King: I think it was kind of a slow burn. The first few times I was in Rome, I got to be there as a student as well. You have to get past just the overwhelming — it's truly overwhelming. And then increasingly there's this kind of Disneyland aspect to it because it's such a tourism hub. You're crawling over people just to see things.

But once you get past that, the kind of wonder at how much has happened over time, and what it is as a hub of power at different stages in history, comes through. It's also a self-cannibalizing city. Famously, there was a pope, when the church was really the dominant sort of government of the city, who wanted to quarry the Colosseum to build something else. His people had to kind of say, “Maybe not, maybe let's not do that.”

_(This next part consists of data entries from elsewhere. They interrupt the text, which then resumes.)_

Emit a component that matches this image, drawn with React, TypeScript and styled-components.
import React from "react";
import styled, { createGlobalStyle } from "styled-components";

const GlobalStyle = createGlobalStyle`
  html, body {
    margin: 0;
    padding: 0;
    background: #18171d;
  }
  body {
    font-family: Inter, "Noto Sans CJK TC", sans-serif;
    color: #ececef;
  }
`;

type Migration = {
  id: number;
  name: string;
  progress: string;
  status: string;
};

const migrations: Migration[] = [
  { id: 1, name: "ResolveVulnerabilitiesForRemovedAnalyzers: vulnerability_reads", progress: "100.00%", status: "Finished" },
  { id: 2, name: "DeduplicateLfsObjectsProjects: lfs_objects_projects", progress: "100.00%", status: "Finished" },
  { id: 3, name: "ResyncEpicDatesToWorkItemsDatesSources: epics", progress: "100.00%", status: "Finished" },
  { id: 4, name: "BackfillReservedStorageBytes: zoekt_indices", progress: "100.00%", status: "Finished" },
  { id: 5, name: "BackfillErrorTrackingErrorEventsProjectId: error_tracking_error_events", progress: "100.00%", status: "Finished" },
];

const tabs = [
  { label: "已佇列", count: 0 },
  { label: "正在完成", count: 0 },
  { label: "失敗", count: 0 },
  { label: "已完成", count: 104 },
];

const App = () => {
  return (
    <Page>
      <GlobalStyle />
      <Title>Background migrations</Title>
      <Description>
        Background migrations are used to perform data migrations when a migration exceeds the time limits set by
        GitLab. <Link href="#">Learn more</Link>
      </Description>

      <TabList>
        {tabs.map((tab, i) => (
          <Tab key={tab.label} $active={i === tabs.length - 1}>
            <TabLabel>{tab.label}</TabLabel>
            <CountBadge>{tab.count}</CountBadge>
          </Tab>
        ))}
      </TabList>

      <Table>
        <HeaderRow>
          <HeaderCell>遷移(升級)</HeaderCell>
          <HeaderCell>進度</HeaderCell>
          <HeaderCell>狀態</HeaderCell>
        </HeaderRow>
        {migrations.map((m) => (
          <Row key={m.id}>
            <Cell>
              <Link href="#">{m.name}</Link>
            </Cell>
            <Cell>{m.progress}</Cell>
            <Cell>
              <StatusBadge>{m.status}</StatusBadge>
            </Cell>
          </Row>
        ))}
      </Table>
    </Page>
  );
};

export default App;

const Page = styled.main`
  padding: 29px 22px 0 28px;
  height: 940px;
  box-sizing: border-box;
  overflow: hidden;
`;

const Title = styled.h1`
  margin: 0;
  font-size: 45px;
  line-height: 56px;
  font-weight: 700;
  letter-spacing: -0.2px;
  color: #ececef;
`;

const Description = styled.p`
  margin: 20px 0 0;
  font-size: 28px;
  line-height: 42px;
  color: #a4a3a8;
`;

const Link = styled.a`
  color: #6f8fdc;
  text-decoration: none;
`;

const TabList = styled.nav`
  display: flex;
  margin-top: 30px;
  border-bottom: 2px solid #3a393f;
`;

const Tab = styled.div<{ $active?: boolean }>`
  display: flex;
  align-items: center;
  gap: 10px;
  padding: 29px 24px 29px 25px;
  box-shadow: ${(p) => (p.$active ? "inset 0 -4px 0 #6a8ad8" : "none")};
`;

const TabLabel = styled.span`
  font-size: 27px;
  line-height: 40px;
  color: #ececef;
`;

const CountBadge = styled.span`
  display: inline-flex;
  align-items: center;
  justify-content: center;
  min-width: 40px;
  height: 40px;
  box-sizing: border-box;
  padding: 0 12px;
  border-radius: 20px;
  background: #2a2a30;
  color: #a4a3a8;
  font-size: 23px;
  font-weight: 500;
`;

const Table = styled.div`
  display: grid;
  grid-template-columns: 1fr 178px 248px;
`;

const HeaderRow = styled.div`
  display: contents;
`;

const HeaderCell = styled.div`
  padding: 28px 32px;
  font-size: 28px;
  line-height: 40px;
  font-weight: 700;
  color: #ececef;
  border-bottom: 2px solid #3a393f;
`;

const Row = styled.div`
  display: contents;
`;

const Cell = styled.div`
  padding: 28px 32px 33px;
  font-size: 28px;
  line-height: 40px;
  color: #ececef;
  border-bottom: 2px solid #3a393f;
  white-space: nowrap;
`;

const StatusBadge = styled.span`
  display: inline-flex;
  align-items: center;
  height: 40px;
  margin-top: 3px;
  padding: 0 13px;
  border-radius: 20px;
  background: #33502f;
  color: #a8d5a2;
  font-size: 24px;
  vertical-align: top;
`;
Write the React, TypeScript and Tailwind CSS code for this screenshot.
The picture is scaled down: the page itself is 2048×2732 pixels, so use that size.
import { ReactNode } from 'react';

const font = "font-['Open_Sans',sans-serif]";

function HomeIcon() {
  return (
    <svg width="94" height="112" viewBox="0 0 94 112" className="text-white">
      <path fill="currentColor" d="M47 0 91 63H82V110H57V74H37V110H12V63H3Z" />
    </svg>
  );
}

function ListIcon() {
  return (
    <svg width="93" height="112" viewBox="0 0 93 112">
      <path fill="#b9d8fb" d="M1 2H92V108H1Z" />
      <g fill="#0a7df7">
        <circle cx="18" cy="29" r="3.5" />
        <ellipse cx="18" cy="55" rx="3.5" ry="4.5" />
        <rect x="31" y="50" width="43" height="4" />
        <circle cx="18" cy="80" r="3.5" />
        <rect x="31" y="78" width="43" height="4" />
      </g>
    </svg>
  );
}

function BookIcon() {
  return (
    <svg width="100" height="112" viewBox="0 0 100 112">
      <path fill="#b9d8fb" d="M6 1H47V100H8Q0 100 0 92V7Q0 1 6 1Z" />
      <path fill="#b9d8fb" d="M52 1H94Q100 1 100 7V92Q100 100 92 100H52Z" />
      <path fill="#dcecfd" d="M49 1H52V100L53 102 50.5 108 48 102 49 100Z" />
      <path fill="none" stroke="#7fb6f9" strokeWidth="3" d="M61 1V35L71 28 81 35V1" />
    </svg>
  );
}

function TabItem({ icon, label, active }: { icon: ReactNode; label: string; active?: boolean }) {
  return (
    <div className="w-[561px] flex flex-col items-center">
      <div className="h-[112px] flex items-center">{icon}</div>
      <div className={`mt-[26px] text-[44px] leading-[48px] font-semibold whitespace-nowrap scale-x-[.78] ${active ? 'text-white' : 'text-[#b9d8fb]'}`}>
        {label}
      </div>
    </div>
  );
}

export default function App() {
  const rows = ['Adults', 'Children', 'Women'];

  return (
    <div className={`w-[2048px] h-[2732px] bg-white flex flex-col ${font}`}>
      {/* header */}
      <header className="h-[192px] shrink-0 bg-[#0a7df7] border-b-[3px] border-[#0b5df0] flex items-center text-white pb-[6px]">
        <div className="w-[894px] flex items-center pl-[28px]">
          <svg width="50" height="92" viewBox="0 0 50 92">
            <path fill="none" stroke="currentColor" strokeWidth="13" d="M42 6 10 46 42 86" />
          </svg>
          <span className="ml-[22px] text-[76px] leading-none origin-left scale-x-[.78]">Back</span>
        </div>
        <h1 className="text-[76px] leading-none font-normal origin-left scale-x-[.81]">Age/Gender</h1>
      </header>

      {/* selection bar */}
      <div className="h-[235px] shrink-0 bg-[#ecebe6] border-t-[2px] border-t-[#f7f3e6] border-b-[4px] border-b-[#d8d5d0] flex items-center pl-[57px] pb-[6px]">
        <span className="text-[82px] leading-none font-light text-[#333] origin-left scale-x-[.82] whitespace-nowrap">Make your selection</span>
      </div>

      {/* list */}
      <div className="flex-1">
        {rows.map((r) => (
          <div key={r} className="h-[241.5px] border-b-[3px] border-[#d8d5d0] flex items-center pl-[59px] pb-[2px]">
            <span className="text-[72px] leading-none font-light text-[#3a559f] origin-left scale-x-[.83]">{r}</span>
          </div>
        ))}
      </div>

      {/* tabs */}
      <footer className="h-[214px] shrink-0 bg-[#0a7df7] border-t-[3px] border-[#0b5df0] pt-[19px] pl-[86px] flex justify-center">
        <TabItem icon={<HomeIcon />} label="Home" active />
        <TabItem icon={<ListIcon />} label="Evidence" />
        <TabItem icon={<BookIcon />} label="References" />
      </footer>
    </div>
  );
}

But he did a bunch of other things to make the city more navigable for pilgrims making pilgrimages, which kind of prefigures all this tourism now. You can't call it a pilgrimage for most people, but Sixtus V’s decisions about moving columns to make churches more recognizable — people are still using that wayfinding.

Caruth: All right. Well, now the fun part. What are the dates that people need to know for this exhibit?

King: Sure. The reception is Oct. 19, in the afternoon from 2 to 5 p.m., and then there are open hours on either side of that — the Friday and Saturday before and the Friday and Saturday after.

There is a live music event programmed for Oct. 20, so the work will be up but it'll be in the evening. The lighting conditions will be different, but it might still be worth a look. Definitely worth checking out the music. Atlas Maior is the project that'll be playing. It's an out-of-town group.

There's also an open house for Ecological Design Group that will coincide with the work being up. I believe that's on Oct. 23.

I just want to say thanks for giving me the opportunity to talk about this. It's never easy to talk about visual work on the air, but I would invite anybody in the region to come check it out and hang out.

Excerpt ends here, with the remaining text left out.